Most people don’t win at management. They survive it. They scramble through it. They fake it just enough to avoid getting exposed. But actually win? That’s rare. Because no one tells you this: management isn’t a job upgrade. It’s a full identity shift. And if you don’t make that shift fast, you’ll stall out... no matter how talented or driven you are.

So why do most managers fail quietly while a few rise fast? What do the winning ones do differently? Let’s break it down.

The Real Gap: Why Performance Isn’t Enough

The mistake most new managers make is trying to win the new game with the old playbook. They were good at their jobs, maybe great, and that’s why they were promoted. So they keep relying on speed, problem-solving, and being the go-to person. But being a top performer doesn’t teach you how to lead performers. It often gets in the way.

Your new job isn’t to be the fastest. It’s to slow the chaos, name what matters, and create rhythm instead of reaction. That’s where most people fall apart... especially under pressure.

Shift 1: You’re Not Here to Be Liked. You’re Here to Make Things Clear.

One of the quickest ways to lose authority is to chase approval. When you’re trying to be liked, you hesitate, you soften feedback, and you avoid drawing boundaries. The team starts treating you like a suggestion, not a standard.

What wins instead is clarity. Use phrases like:
“Here’s what success looks like.”
“Let’s align before we dive in.”
“I trust your judgment, just keep me in the loop.”

You don’t need to be loud. You need to be decisive. Clarity doesn’t make you harsh, it makes you consistent.

Shift 2: Boundaries Are Not a Threat. They’re a Signal.

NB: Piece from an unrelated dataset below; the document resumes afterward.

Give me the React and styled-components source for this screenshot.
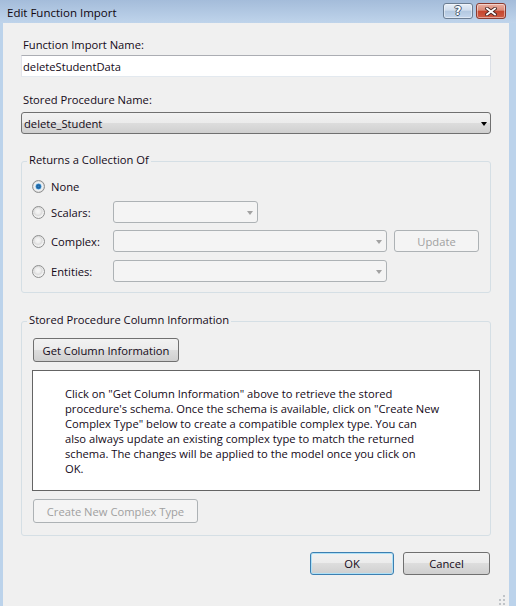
import React from 'react';
import styled, { createGlobalStyle, css } from 'styled-components';

const Global = createGlobalStyle`
  html, body { margin: 0; padding: 0; background: #b9d1ea; }
  * { box-sizing: border-box; }
`;

const FONT = `"Open Sans", "Noto Sans", sans-serif`;
const TEXT = '#140a18';

const Window = styled.div`
  width: 516px;
  height: 606px;
  display: flex;
  flex-direction: column;
  background: #bcd3eb;
  overflow: hidden;
  font-family: ${FONT};
  font-size: 11.2px;
  line-height: 15px;
  color: ${TEXT};
`;

const TitleBar = styled.div`
  height: 23px;
  flex: none;
  display: flex;
  align-items: center;
  padding: 0 10px 0 7px;
  background: linear-gradient(#a4bcda, #bfd4eb);
`;

const Title = styled.div`
  flex: 1;
  font-size: 11.5px;
  color: #10060f;
  padding-top: 1px;
`;

const CaptionButtons = styled.div`
  display: flex;
  gap: 3px;
  align-self: flex-start;
  margin-top: 3px;
`;

const CaptionButton = styled.div`
  width: 30px;
  height: 16px;
  border-radius: 3px;
  border: 1px solid ${p => (p.$close ? '#8a3b30' : '#6b7d92')};
  background: ${p =>
    p.$close
      ? 'linear-gradient(#eab0a3 0%, #d98a78 45%, #c5452d 50%, #cf5d46 100%)'
      : 'linear-gradient(#e6eef8 0%, #d0dded 45%, #b3c8e0 50%, #c4d6ec 100%)'};
  display: flex;
  align-items: center;
  justify-content: center;
  box-shadow: inset 0 0 0 1px rgba(255, 255, 255, 0.45);
`;

const HelpGlyph = styled.span`
  font-family: "DejaVu Sans", sans-serif;
  font-weight: bold;
  font-size: 12px;
  line-height: 12px;
  color: #fff;
  text-shadow: -1px 0 #46566b, 1px 0 #46566b, 0 -1px #46566b, 0 1px #46566b;
`;

const Frame = styled.div`
  flex: 1;
  display: flex;
  padding: 0 7px 0 3px;
`;

const Client = styled.div`
  flex: 1;
  min-width: 0;
  position: relative;
  background: #f0f0f0;
  display: flex;
  flex-direction: column;
  padding: 14px 18px 0;
`;

const Label = styled.div`
  margin: ${p => p.$mt || 0}px 0 ${p => p.$mb || 0}px 2px;
  line-height: 15px;
`;

const TextInput = styled.div`
  height: 22px;
  background: #fff;
  border: 1px solid;
  border-color: #abadb3 #dbdfe6 #e3e9ef #e2e3ea;
  padding: 0 1px;
  display: flex;
  align-items: center;
`;

const Combo = styled.div`
  height: 22px;
  width: ${p => (p.$w ? `${p.$w}px` : 'auto')};
  border-radius: 3px;
  display: flex;
  align-items: center;
  justify-content: space-between;
  padding: 0 ${p => p.$pr || 4}px 0 2px;
  ${p =>
    p.$disabled
      ? css`
          border: 1px solid #adb2b5;
          background: #f4f4f4;
        `
      : css`
          border: 1px solid #707070;
          background: linear-gradient(#f2f2f2 0%, #ebebeb 50%, #dddddd 50%, #cfcfcf 100%);
        `}
`;

const Arrow = styled.span`
  width: 0;
  height: 0;
  border-left: 3.5px solid transparent;
  border-right: 3.5px solid transparent;
  border-top: 4px solid ${p => (p.$disabled ? '#a2a2a2' : '#000')};
  margin-top: 1px;
`;

const Group = styled.fieldset`
  margin: ${p => p.$mt}px 0 0;
  padding: ${p => p.$pt}px 10px ${p => p.$pb}px;
  border: 1px solid #d5dfe5;
  border-radius: 3px;
  min-width: 0;
`;

const Legend = styled.legend`
  padding: 0 2px 4px;
  margin-left: -5px;
  line-height: 15px;
`;

const Options = styled.div`
  display: grid;
  grid-template-columns: 74px 274px 85px;
  column-gap: 7px;
  justify-content: start;
`;

const RadioCell = styled.label`
  grid-column: 1;
  height: 22px;
  margin-top: ${p => p.$mt || 0}px;
  display: flex;
  align-items: center;
  gap: 6px;
  white-space: nowrap;
`;

const Cell = styled.div`
  grid-column: ${p => p.$col};
  margin-top: ${p => p.$mt || 0}px;
  display: flex;
  align-items: center;
`;

const Radio = styled.span`
  width: 13px;
  height: 13px;
  flex: none;
  border-radius: 50%;
  border: 1px solid #8e8f8f;
  background: ${p =>
    p.$checked
      ? 'radial-gradient(circle at 50% 50%, #2d7fc0 0, #1c5d99 1.6px, #3b8fd0 2.6px, #cfe3f1 3.2px, #f2f2f2 4.2px, #d6d6d6 5.5px)'
      : 'radial-gradient(circle at 45% 40%, #f7f7f7 0, #eeeeee 2.5px, #dcdcdc 4px, #f2f2f2 5.5px)'};
`;

const Button = styled.button`
  height: ${p => p.$h}px;
  width: ${p => p.$w}px;
  margin: ${p => p.$mt || 0}px 0 0 ${p => p.$ml || 0}px;
  padding: 0 6px;
  border-radius: 3px;
  font-family: ${FONT};
  font-size: 11.2px;
  line-height: 15px;
  color: ${TEXT};
  border: 1px solid #707070;
  background: linear-gradient(#f2f2f2 0%, #ebebeb 50%, #dddddd 50%, #cfcfcf 100%);
  text-align: center;
  white-space: nowrap;
  flex: none;
  ${p =>
    p.disabled &&
    css`
      border-color: #adb2b5;
      background: #f4f4f4;
      color: #a0a0a0;
    `}
  ${p =>
    p.$default &&
    css`
      border-color: #3c7fb1;
      box-shadow: inset 0 0 0 1px #aee0f6;
    `}
`;

const InfoBox = styled.div`
  margin-top: 8px;
  height: 121px;
  background: #fff;
  border: 1px solid #646464;
  padding: 15px 0 0 32px;
  line-height: 15px;
`;

const Line = styled.div`
  white-space: nowrap;
`;

const Footer = styled.div`
  margin-top: 16px;
  display: flex;
  justify-content: flex-end;
  gap: 9px;
  padding-right: 1px;
`;

const Grip = styled.svg`
  position: absolute;
  right: 3px;
  bottom: 1px;
`;

function CloseGlyph() {
  const d = 'M2 1.5 L10 7.5 M10 1.5 L2 7.5';
  return (
    <svg width="12" height="9" viewBox="0 0 12 9">
      <path d={d} stroke="#4a2420" strokeWidth="3.6" strokeLinecap="square" fill="none" />
      <path d={d} stroke="#fff" strokeWidth="1.8" strokeLinecap="square" fill="none" />
    </svg>
  );
}

const infoLines = [
  'Click on "Get Column Information" above to retrieve the stored',
  'procedure\'s schema. Once the schema is available, click on "Create New',
  'Complex Type" below to create a compatible complex type. You can',
  'also always update an existing complex type to match the returned',
  'schema. The changes will be applied to the model once you click on',
  'OK.',
];

function DisabledCombo({ w }) {
  return (
    <Combo $disabled $w={w}>
      <span />
      <Arrow $disabled />
    </Combo>
  );
}

export default function App() {
  return (
    <>
      <Global />
      <Window>
        <TitleBar>
          <Title>Edit Function Import</Title>
          <CaptionButtons>
            <CaptionButton>
              <HelpGlyph>?</HelpGlyph>
            </CaptionButton>
            <CaptionButton $close>
              <CloseGlyph />
            </CaptionButton>
          </CaptionButtons>
        </TitleBar>
        <Frame>
          <Client>
            <Label $mb={3}>Function Import Name:</Label>
            <TextInput>deleteStudentData</TextInput>
            <Label $mt={15} $mb={5}>Stored Procedure Name:</Label>
            <Combo $pr={3}>
              <span>delete_Student</span>
              <Arrow />
            </Combo>

            <Group $mt={18} $pt={4} $pb={10}>
              <Legend>Returns a Collection Of</Legend>
              <Options>
                <RadioCell>
                  <Radio $checked />
                  None
                </RadioCell>

                <RadioCell $mt={4}>
                  <Radio />
                  Scalars:
                </RadioCell>
                <Cell $col={2} $mt={4}>
                  <DisabledCombo w={145} />
                </Cell>

                <RadioCell $mt={7}>
                  <Radio />
                  Complex:
                </RadioCell>
                <Cell $col={2} $mt={7}>
                  <DisabledCombo w={274} />
                </Cell>
                <Cell $col={3} $mt={7}>
                  <Button disabled $h={22} $w={85}>Update</Button>
                </Cell>

                <RadioCell $mt={8}>
                  <Radio />
                  Entities:
                </RadioCell>
                <Cell $col={2} $mt={8}>
                  <DisabledCombo w={274} />
                </Cell>
              </Options>
            </Group>

            <Group $mt={19} $pt={7} $pb={12}>
              <Legend>Stored Procedure Column Information</Legend>
              <Button $h={24} $w={146} $ml={1}>Get Column Information</Button>
              <InfoBox>
                {infoLines.map((l, i) => (
                  <Line key={i}>{l}</Line>
                ))}
              </InfoBox>
              <Button disabled $h={24} $w={165} $ml={1} $mt={8}>Create New Complex Type</Button>
            </Group>

            <Footer>
              <Button $default $h={23} $w={84}>OK</Button>
              <Button $h={23} $w={87}>Cancel</Button>
            </Footer>

            <Grip width="8" height="10" viewBox="0 0 8 10">
              {[
                [5, 0],
                [5, 4],
                [1, 4],
                [5, 8],
                [1, 8],
              ].map(([x, y], i) => (
                <rect key={i} x={x} y={y} width="2" height="2" fill="#c0c4c8" />
              ))}
            </Grip>
          </Client>
        </Frame>
      </Window>
    </>
  );
}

Respect doesn’t come from being nice. It comes from being predictable. Most new managers confuse being accommodating with being supportive.

Support sounds like, “I want to help you succeed, so let’s be real about what’s not working.”
Accommodation sounds like, “It’s fine, I’ll just take care of it.”

You think you’re helping, but you’re actually reinforcing the idea that others don’t have to rise. A boundary isn’t a wall. It’s a signal that you take results seriously. Try saying:
“I’m responsible for delivery now, so we need to reset how we work together.”
That one line changes tone without drama or ego.

Shift 3: Win the Week, Not the Moment

Most managers live in reaction mode... answering messages, jumping on calls, and putting out fires before naming the root cause. The managers who win don’t chase every urgency. They zoom out and ask:
What are my top three priorities this week?
Who needs a check-in or support?
What can I hand off so others can grow?

That’s not time management. That’s leadership. The second you stop letting urgency set your agenda, you start creating real momentum.

Shift 4: Rhythm Beats Control

Winning managers don’t micromanage; they architect flow. They build small rituals that keep everyone aligned without having to hover. It can be as simple as a 10-minute Monday kickoff:
“Here are our top three goals. What’s unclear? What could block us? Who needs help?”
That rhythm builds trust, autonomy, and clarity at the same time. Your team doesn’t need constant oversight. They need consistent alignment.

Closing Insight: Most Will Never Make the Shift

Most managers never make this identity shift. They try to earn respect by overworking, overdoing, and overcommitting. The ones who win take a different path. They lead. They name goals. They set rhythm. They hold the line. They stay steady when it’s hard. That confidence doesn’t come from personality. It comes from structure.

Decide you’re not here to survive management. You’re here to win it.